Unlike a headache or stomachache, when you’re going through something like this, you sometimes have no idea. It’s just one bad day, or a bad week, you think. It’s just because I’m fighting with Mom, you think. It’s because I’m tired, you think, and the reasons go on. Only when you don’t feel it anymore do you realize that there was, in fact, something wrong.
I can talk about it and even write about it now because it’s over. But I couldn’t then. While I used to babble and vent to my boyfriend whenever something was wrong, there instead was a glazed silence. I’ll tell him tomorrow, I don’t feel like it now, I think. I stopped writing—I had neither inspiration nor desire, and styling for my blog felt like a chore. It was a sudden disappearance of energy, vivacity, even taking a shower felt like it demanded energy I couldn’t afford. I wanted to get things over with, anything, everything like I’m waiting for something but I looked forward to nothing. I felt neither nostalgia for the past, nor excitement for the future but I didn’t want to be in the present either.
Maybe I was waiting, I was waiting for my boyfriend to visit that Christmas. I thought his presence and support would pick me up, or at the very least distract me. I thought I’d tell him everything I was feeling then. But perhaps that was the biggest mistake I made. Because when he arrived and nothing changed, it plunged me into deeper isolation, watching his happy face while we prepared our skis or sat on the flying swings, I was irritated that he could enjoy the same moment that I couldn’t, that I was forced to perform the same motions but feel none of the same exhilaration. I felt stuck.
Stuck. Something I felt daily for the last few months, the feeling of wanting to run away but having nowhere to run to. Sometimes my thoughts and emotions spin around so much, growing heavier until I feel like I need to back away from myself, but I can’t. I felt stuck. I felt stuck after many inconclusive quarrels with my mom, all of which had roots in the anger and disappointment I’ve buried from my childhood, but only came to light upon my moving back.

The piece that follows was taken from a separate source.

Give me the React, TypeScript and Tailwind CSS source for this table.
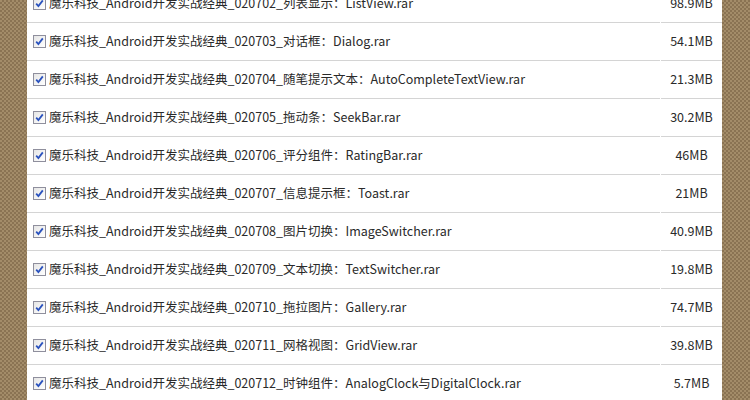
const ROWS: { name: string; size: string }[] = [
  { name: "魔乐科技_Android开发实战经典_020702_列表显示：ListView.rar", size: "98.9MB" },
  { name: "魔乐科技_Android开发实战经典_020703_对话框：Dialog.rar", size: "54.1MB" },
  { name: "魔乐科技_Android开发实战经典_020704_随笔提示文本：AutoCompleteTextView.rar", size: "21.3MB" },
  { name: "魔乐科技_Android开发实战经典_020705_拖动条：SeekBar.rar", size: "30.2MB" },
  { name: "魔乐科技_Android开发实战经典_020706_评分组件：RatingBar.rar", size: "46MB" },
  { name: "魔乐科技_Android开发实战经典_020707_信息提示框：Toast.rar", size: "21MB" },
  { name: "魔乐科技_Android开发实战经典_020708_图片切换：ImageSwitcher.rar", size: "40.9MB" },
  { name: "魔乐科技_Android开发实战经典_020709_文本切换：TextSwitcher.rar", size: "19.8MB" },
  { name: "魔乐科技_Android开发实战经典_020710_拖拉图片：Gallery.rar", size: "74.7MB" },
  { name: "魔乐科技_Android开发实战经典_020711_网格视图：GridView.rar", size: "39.8MB" },
  { name: "魔乐科技_Android开发实战经典_020712_时钟组件：AnalogClock与DigitalClock.rar", size: "5.7MB" },
];

const texture =
  "bg-[repeating-conic-gradient(#8a7353_0_25%,#a38c69_0_50%)] bg-[length:4px_4px]";

function Check() {
  return (
    <span className="flex h-[13px] w-[13px] shrink-0 items-center justify-center border border-[#8f8f9d] bg-gradient-to-br from-[#e6e6e6] to-[#ffffff]">
      <svg width="9" height="9" viewBox="0 0 9 9">
        <path d="M1.2 4.6 L3.4 7 L7.8 1.4" fill="none" stroke="#2a52be" strokeWidth="1.8" />
      </svg>
    </span>
  );
}

export default function App() {
  return (
    <div className="flex h-[400px] w-[750px] overflow-hidden bg-white font-['Noto_Sans_CJK_SC','Noto_Sans',sans-serif] text-[12.5px] text-[#2a2a2a]">
      <div className={`w-[27px] shrink-0 ${texture}`} />
      <div className="flex-1 overflow-hidden">
        <div className="-mt-[15px]">
          {ROWS.map((r) => (
            <div key={r.name} className="flex gap-[1px]">
              <div className="flex h-[38px] flex-1 items-center gap-[3px] border-b border-[#d4d4d4] pl-[6px]">
                <Check />
                <span className="whitespace-nowrap">{r.name}</span>
              </div>
              <div className="flex h-[38px] w-[61px] items-center justify-center border-b border-[#d4d4d4]">
                {r.size}
              </div>
            </div>
          ))}
        </div>
      </div>
      <div className={`w-[28px] shrink-0 ${texture}`} />
    </div>
  );
}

So when my longtime best friend who’s known me and my mother since forever candidly asked one day, “Do you think your mom will ever be the mom you need her to be?” and I finally admitted to myself, “No,” I felt stuck because I naively thought this realization would automatically lead to acceptance and forgiveness but it predictably didn’t.
Just as there are a several inches between the brain and the heart, there is similarly a lag time between logically comprehending something and feeling okay with it. It is not, as I had thought and hoped, a matter of flipping a switch. Upon finally seeing my mother for who she was, I thought things would only get better from there, so when they didn’t, I then pointed a finger at myself and asked, so is the problem me? Is there something wrong with me that I can’t seem to get a handle on this fact? Turns out, the only problem with me was that I forgot to let myself grieve. To grieve the fictitious mother I clung onto, but now know she could never be. I forgot that where I used to feel anger, I will naturally feel sadness because to be angry is to still have hope for change, but when the hope disappears there leaves a trail of sadness, a period of mourning for what will never be. Instead, I subconsciously slapped myself with some sort of absurd deadline, as if it were crucial to stop feeling animosity right now. I forgot to give myself time.

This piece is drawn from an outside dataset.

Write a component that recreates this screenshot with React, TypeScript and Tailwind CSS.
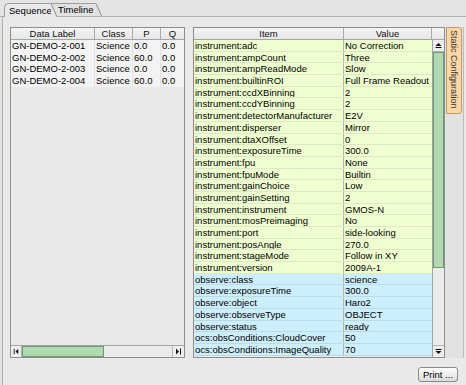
import React from "react";

const instRows: [string, string][] = [
  ["instrument:adc", "No Correction"],
  ["instrument:ampCount", "Three"],
  ["instrument:ampReadMode", "Slow"],
  ["instrument:builtinROI", "Full Frame Readout"],
  ["instrument:ccdXBinning", "2"],
  ["instrument:ccdYBinning", "2"],
  ["instrument:detectorManufacturer", "E2V"],
  ["instrument:disperser", "Mirror"],
  ["instrument:dtaXOffset", "0"],
  ["instrument:exposureTime", "300.0"],
  ["instrument:fpu", "None"],
  ["instrument:fpuMode", "Builtin"],
  ["instrument:gainChoice", "Low"],
  ["instrument:gainSetting", "2"],
  ["instrument:instrument", "GMOS-N"],
  ["instrument:mosPreimaging", "No"],
  ["instrument:port", "side-looking"],
  ["instrument:posAngle", "270.0"],
  ["instrument:stageMode", "Follow in XY"],
  ["instrument:version", "2009A-1"],
];

const obsRows: [string, string][] = [
  ["observe:class", "science"],
  ["observe:exposureTime", "300.0"],
  ["observe:object", "Haro2"],
  ["observe:observeType", "OBJECT"],
  ["observe:status", "ready"],
  ["ocs:obsConditions:CloudCover", "50"],
  ["ocs:obsConditions:ImageQuality", "70"],
];

const seqRows: [string, string, string, string][] = [
  ["GN-DEMO-2-001", "Science", "0.0", "0.0"],
  ["GN-DEMO-2-002", "Science", "60.0", "0.0"],
  ["GN-DEMO-2-003", "Science", "0.0", "0.0"],
  ["GN-DEMO-2-004", "Science", "60.0", "0.0"],
];

function Arrow({ dir }: { dir: "up" | "down" | "left" | "right" }) {
  return (
    <svg width="11" height="11" viewBox="0 0 11 11">
      {dir === "up" && (
        <>
          <polygon points="2.5,6 5.5,3 8.5,6" fill="#111" />
          <rect x="2.5" y="7" width="6" height="1" fill="#111" />
        </>
      )}
      {dir === "down" && (
        <>
          <rect x="2.5" y="3" width="6" height="1" fill="#111" />
          <polygon points="2.5,5 5.5,8 8.5,5" fill="#111" />
        </>
      )}
      {dir === "left" && (
        <>
          <rect x="3" y="2.5" width="1" height="6" fill="#111" />
          <polygon points="8,2.5 5,5.5 8,8.5" fill="#111" />
        </>
      )}
      {dir === "right" && (
        <>
          <polygon points="3,2.5 6,5.5 3,8.5" fill="#111" />
          <rect x="7" y="2.5" width="1" height="6" fill="#111" />
        </>
      )}
    </svg>
  );
}

const thumb =
  "bg-[#b2dab2] bg-[radial-gradient(circle,#8fc08f_35%,transparent_45%)] bg-[length:2px_2px] border border-[#6c9c6c]";

export default function App() {
  return (
    <div className="w-[466px] h-[385px] bg-[#e4e4e4] flex flex-col overflow-hidden font-['Liberation_Sans',Arial,sans-serif] text-[9.5px] text-black">
      {/* tab strip */}
      <div className="h-[17px] flex items-end shrink-0">
        <div className="w-[4px] h-full border-b border-[#b0b0b0]" />
        <div className="h-[14px] w-[47px] border-l border-t border-[#9c9c9c] rounded-tl-[5px] bg-[#e9e9e9] flex items-center pl-[4px] leading-none">
          Sequence
        </div>
        <svg width="6" height="14" viewBox="0 0 6 14" className="block">
          <polygon points="0,0 6,14 0,14" fill="#e9e9e9" />
          <polygon points="0,0 6,14 6,0" fill="#e2e2e2" />
          <line x1="0" y1="0.5" x2="6" y2="14" stroke="#8c8c8c" strokeWidth="1" />
          <line x1="0" y1="0.5" x2="6" y2="0.5" stroke="#9c9c9c" strokeWidth="1" />
        </svg>
        <div className="h-[14px] w-[39px] border-t border-b border-[#9c9c9c] border-b-[#b0b0b0] bg-[#e2e2e2] flex items-center pl-[1px] leading-none">
          Timeline
        </div>
        <svg width="6" height="14" viewBox="0 0 6 14" className="block">
          <polygon points="0,0 6,14 0,14" fill="#e2e2e2" />
          <line x1="0" y1="0.5" x2="6" y2="14" stroke="#8c8c8c" strokeWidth="1" />
          <line x1="0" y1="13.5" x2="6" y2="13.5" stroke="#b0b0b0" strokeWidth="1" />
        </svg>
        <div className="flex-1 h-full border-b border-[#b0b0b0]" />
      </div>

      {/* panel */}
      <div className="flex-1 flex flex-col ml-[2px] border-l border-[#b0b0b0] bg-[#e9e9e9] pl-[7px] pt-[10px]">
        <div className="h-[331px] flex">
          {/* left table */}
          <div className="w-[175px] shrink-0 h-full flex flex-col border border-[#8e8e8e] bg-[#e9e9e9]">
            <div className="h-[12px] flex border-b border-[#a4a4a4] bg-linear-to-b from-[#f4f4f4] to-[#e6e6e6] leading-[11px] text-[#111]">
              <div className="w-[84px] border-r border-[#a8a8a8] text-center">Data Label</div>
              <div className="w-[38px] border-r border-[#a8a8a8] text-center">Class</div>
              <div className="w-[28px] border-r border-[#a8a8a8] text-center">P</div>
              <div className="w-[23px] text-center">Q</div>
            </div>
            {seqRows.map((r, i) => (
              <div key={i} className="h-[11.7px] flex bg-[#f3f3f3] leading-[11.7px] whitespace-nowrap">
                <div className="w-[84px] border-r border-[#e2e2e2] pl-[1px] overflow-hidden">{r[0]}</div>
                <div className="w-[38px] border-r border-[#e2e2e2] pl-[1px] overflow-hidden">{r[1]}</div>
                <div className="w-[28px] border-r border-[#e2e2e2] pl-[1px] overflow-hidden">{r[2]}</div>
                <div className="w-[23px] pl-[1px] overflow-hidden">{r[3]}</div>
              </div>
            ))}
            <div className="flex-1" />
            <div className="h-[12px] flex border-t border-[#a4a4a4] bg-[#ececec]">
              <div className="w-[11px] shrink-0 flex items-center justify-center border-r border-[#b4b4b4] bg-[#eeeeee]">
                <Arrow dir="left" />
              </div>
              <div className={`w-[82px] shrink-0 ${thumb}`} />
              <div className="flex-1 bg-[#ebebeb]" />
              <div className="w-[12px] shrink-0 flex items-center justify-center border-l border-[#b4b4b4] bg-[#eeeeee]">
                <Arrow dir="right" />
              </div>
            </div>
          </div>

          <div className="w-[8px] shrink-0" />

          {/* right table */}
          <div className="w-[252px] shrink-0 h-full flex flex-col border border-[#8e8e8e] bg-[#e9e9e9]">
            <div className="h-[12px] flex border-b border-[#a4a4a4] bg-linear-to-b from-[#f4f4f4] to-[#e6e6e6] leading-[11px] text-[#111] shrink-0">
              <div className="w-[150px] border-r border-[#a8a8a8] text-center">Item</div>
              <div className="w-[88px] border-r border-[#a8a8a8] text-center">Value</div>
              <div className="flex-1" />
            </div>
            <div className="flex-1 flex min-h-0">
              <div className="w-[238px] shrink-0 flex flex-col overflow-hidden">
                {instRows.map((r, i) => (
                  <div key={i} className="h-[11.7px] shrink-0 flex bg-[#efffcf] border-b border-[#dce8c6] leading-[11px] whitespace-nowrap">
                    <div className="w-[150px] border-r border-[#b4b4b4] pl-[1px] overflow-hidden">{r[0]}</div>
                    <div className="flex-1 pl-[1px] overflow-hidden">{r[1]}</div>
                  </div>
                ))}
                {obsRows.map((r, i) => (
                  <div key={i} className="h-[11.7px] shrink-0 flex bg-[#cdeefd] border-b border-[#b9dbea] leading-[11px] whitespace-nowrap">
                    <div className="w-[150px] border-r border-[#b4b4b4] pl-[1px] overflow-hidden">{r[0]}</div>
                    <div className="flex-1 pl-[1px] overflow-hidden">{r[1]}</div>
                  </div>
                ))}
              </div>
              <div className="flex-1 flex flex-col border-l border-[#a4a4a4] bg-[#ebebeb]">
                <div className="h-[12px] shrink-0 flex items-center justify-center border-b border-[#b4b4b4] bg-[#eeeeee]">
                  <Arrow dir="up" />
                </div>
                <div className={`h-[216px] shrink-0 ${thumb}`} />
                <div className="flex-1" />
                <div className="h-[12px] shrink-0 flex items-center justify-center border-t border-[#b4b4b4] bg-[#eeeeee]">
                  <Arrow dir="down" />
                </div>
              </div>
            </div>
          </div>

          {/* right side tab pane */}
          <div className="w-[19px] shrink-0 h-full border-r border-[#bcbcbc] bg-[#e2e2e2] pl-[1px]">
            <div className="w-[16px] h-[87px] bg-[#fdd8a6] border border-[#c49a64] rounded-r-[3px] flex items-center pt-[2px] text-[9px] text-[#333] [writing-mode:vertical-rl] leading-[14px] whitespace-nowrap overflow-hidden">
              Static Configuration
            </div>
          </div>
        </div>

        <div className="flex justify-end pr-[8px] pt-[9px]">
          <div className="w-[40px] h-[15px] border border-[#8a8a8a] rounded-[3px] bg-linear-to-b from-white to-[#dcdcdc] flex items-center justify-center leading-none whitespace-nowrap">
            Print ...
          </div>
        </div>
      </div>
    </div>
  );
}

Thankfully, I spoke to a friend who relieved many of my anxieties, most of which I learned were entirely self-imposed and therefore self-relievable. But most importantly, she uttered the words I hadn’t known I was waiting to hear: “Take your time,” she said. These words felt like a warm hand on my shoulder that replaced the imaginary burden I bore because for so long I forgot I was allowed to. Allowed to take my time, allowed to be sad, allowed to be anything but okay, right now. It’s an obvious truth that we all, sadly, forget sometimes.
That following day as I took a shower, I felt a strange peace. I had no reason to feel particularly elated but at that moment at the very least, I felt neither anger or sadness. I didn’t feel worried or anxious or tired, and it was only then did I realize I had been wearing the tinted glasses of depression and only now, for the first time in months, had they been removed.

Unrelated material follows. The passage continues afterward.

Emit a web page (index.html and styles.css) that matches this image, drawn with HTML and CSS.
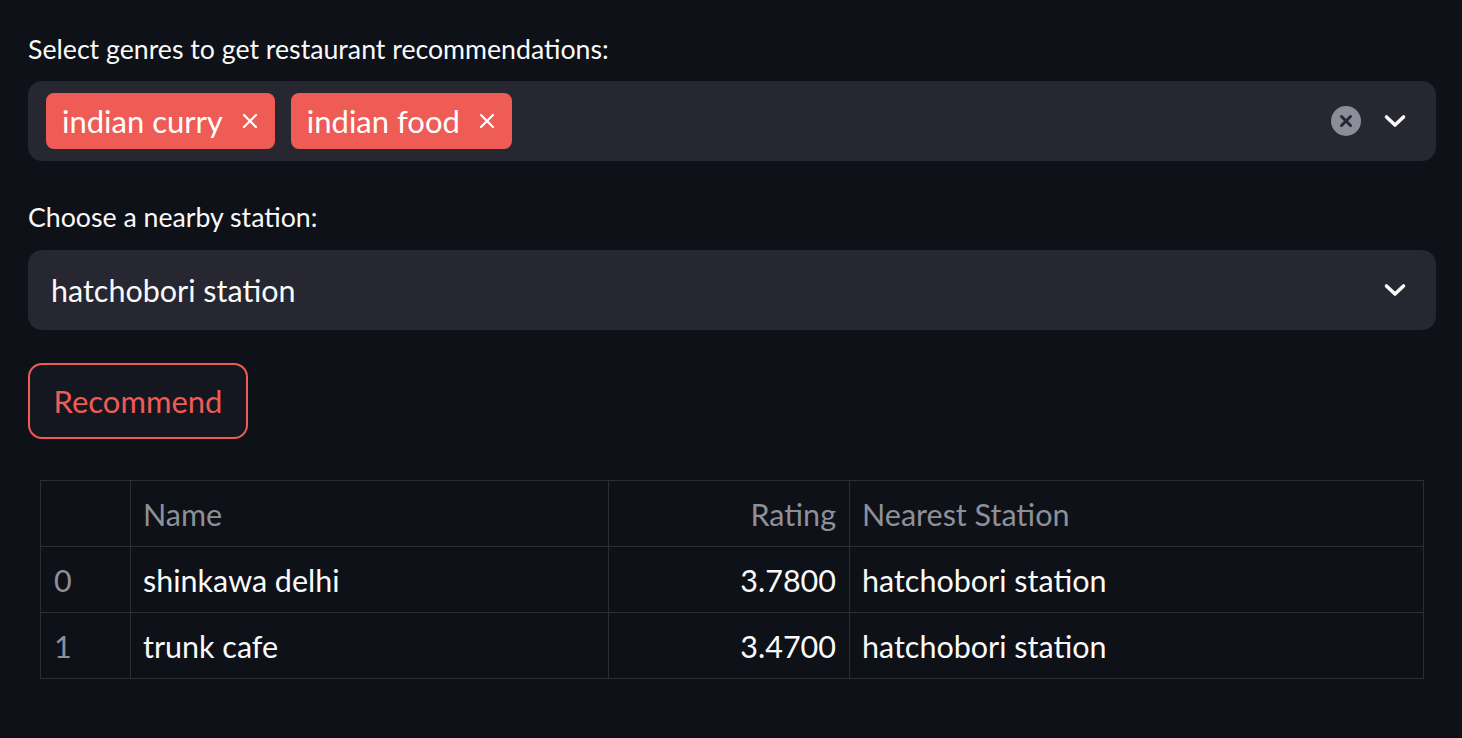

P.S. I wrote this for anyone who has ever been plagued by depression. Many will say you’re just having a few bad days, that you don’t have a reason to be unhappy, that you just need to look on the bright side. But there isn’t always a reason, it isn’t something you can will yourself back to health or logic yourself out of. So you just have to know that you are not alone and it will pass, maybe not today or tomorrow but it will. Just take your time.